4 See U.S. Patent No. 8,977,633 (filed Dec. 15, 2010).
5 Alice, 573 U.S. 208 (2014).
6 See, e.g., Enfish, LLC v. Microsoft Corp., 822 F.3d 1327, 1335 (Fed. Cir. 2016); BASCOM Glob. Internet Servs., v. AT&T Mobility LLC, 827 F.3d 1341, 1349 (Fed. Cir. 2016).
7 See, e.g., Alice, 573 U.S. at 223.
8 Guvera v. Spotify, 2022 WL 4537999, at *7.
9 Id. at *4.
10 Id. at *7.
11 Id. (emphasis added).
12 Opening Brief of Appellant Guvera IP Pty Ltd. at 4, Guvera v. Spotify, 2024 WL 1433505, (No. 10) (emphasis added).
13 Spotify USA, Inc.’s Response Brief at 2, Guvera v. Spotify, 2024 WL 1433505, (No. 13) (emphasis added).
14 Judgment at 1, Guvera v. Spotify, 2024 WL 1433505, (No. 27).
15 See, e.g., USPTO, Frequently Asked Questions (FAQs) on the 2019 Revised Patent Subject Matter Eligibility Guidance (“2019 PEG”), 2 (2019), https://www.uspto.gov/sites/default/files/documents/faqs_on_2019peg_20190107.pdf.

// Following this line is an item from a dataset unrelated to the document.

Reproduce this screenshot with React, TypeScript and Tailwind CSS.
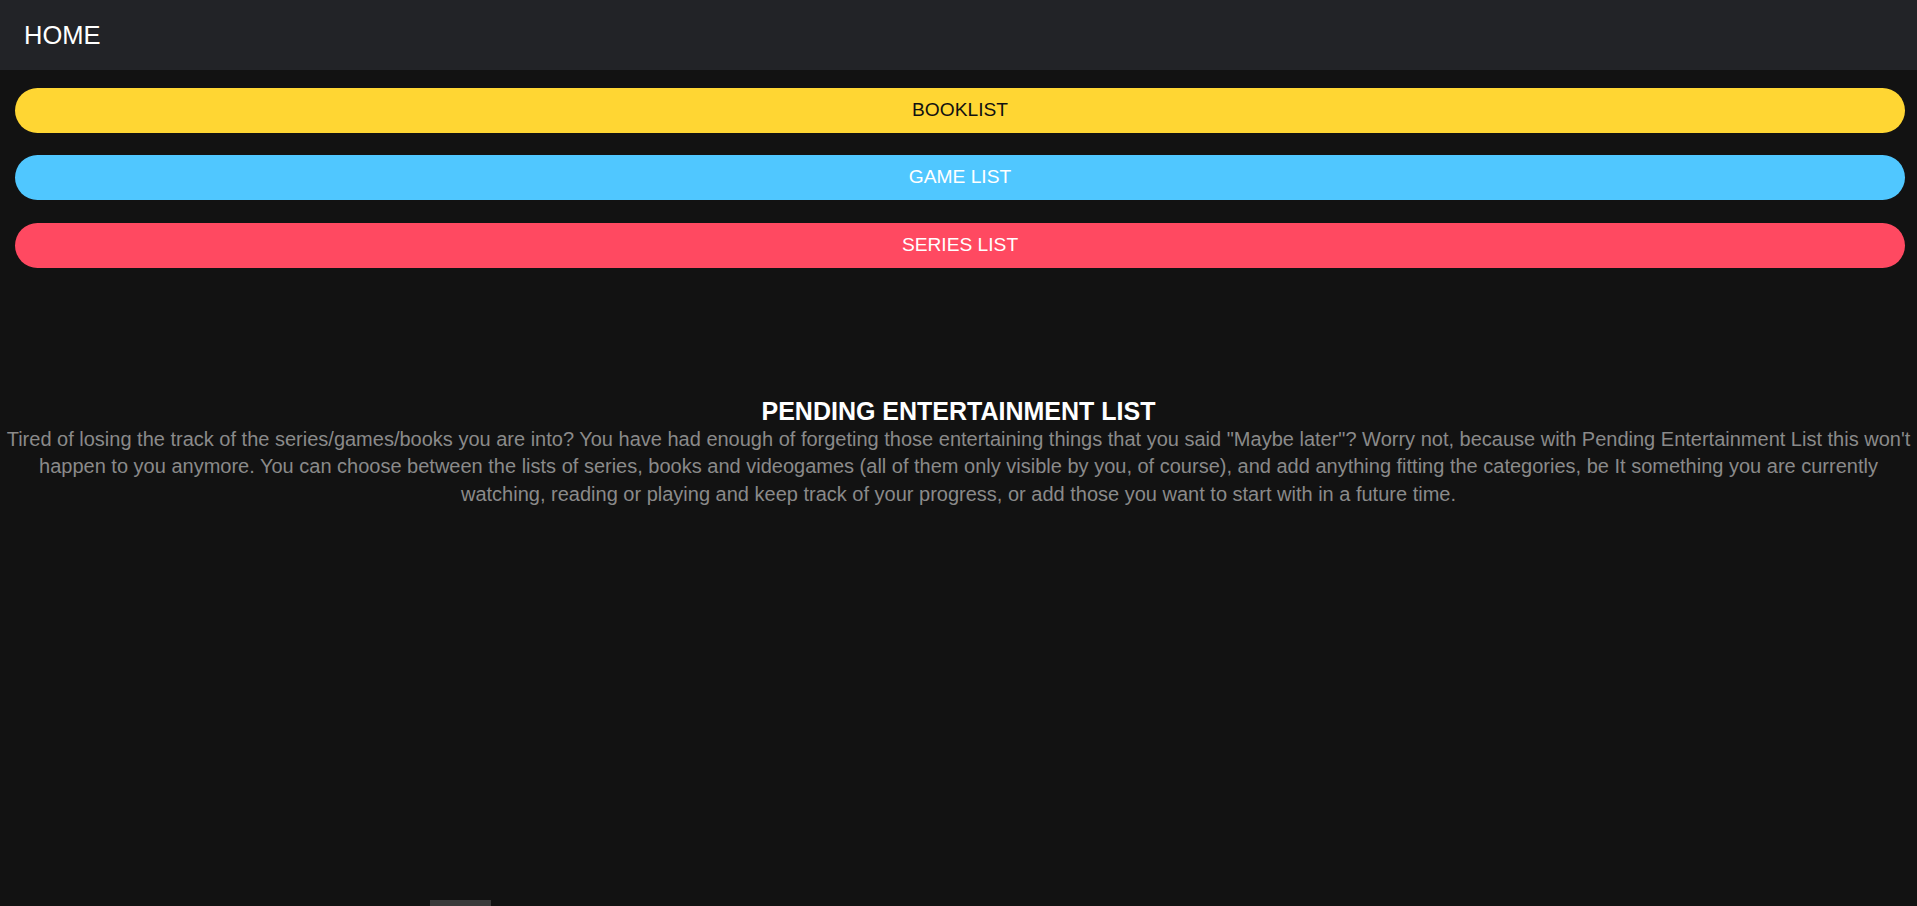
export default function App() {
  const links = [
    { label: "BOOKLIST", className: "bg-[#ffd633] text-[#111111]" },
    { label: "GAME LIST", className: "bg-[#50c7ff] text-white mt-[22px]" },
    { label: "SERIES LIST", className: "bg-[#ff4961] text-white mt-[23px]" },
  ];

  return (
    <div className="min-h-screen bg-[#121212] font-['Liberation_Sans',Arial,sans-serif]">
      <header className="flex h-[70px] items-center bg-[#222327] px-[24px]">
        <span className="text-[25.5px] text-white">HOME</span>
      </header>

      <nav className="ml-[15px] mr-[12px] mt-[18px] flex flex-col">
        {links.map((link) => (
          <button
            key={link.label}
            className={`flex h-[45px] w-full items-center justify-center rounded-full text-[19.2px] ${link.className}`}
          >
            {link.label}
          </button>
        ))}
      </nav>

      <main className="mt-[129px] text-center">
        <h1 className="text-[25px] font-bold leading-[28.7px] text-white">
          PENDING ENTERTAINMENT LIST
        </h1>
        <p className="text-[20px] leading-[27.5px] text-[#8a8a8a]">
          Tired of losing the track of the series/games/books you are into? You
          have had enough of forgeting those entertaining things that you said
          "Maybe later"? Worry not, because with Pending Entertainment List this
          won't happen to you anymore. You can choose between the lists of
          series, books and videogames (all of them only visible by you, of
          course), and add anything fitting the categories, be It something you
          are currently watching, reading or playing and keep track of your
          progress, or add those you want to start with in a future time.
        </p>
      </main>

      <div className="ml-[430px] mt-[392px] h-[20px] w-[61px] bg-[#3a3a3a]" />
    </div>
  );
}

16 2024 Guidance Update on Patent Subject Matter Eligibility, Including on Artificial Intelligence, 89 Fed. Reg. 58,128 (July 17, 2024).
17 Enfish, 822 F.3d at 1335 (explaining that it is “relevant to ask whether the claims are directed to an improvement to computer functionality versus being directed to an abstract idea... for which computers are invoked merely as a tool”).
18 See Guvera v. Spotify, 2022 WL 4537999, at *7.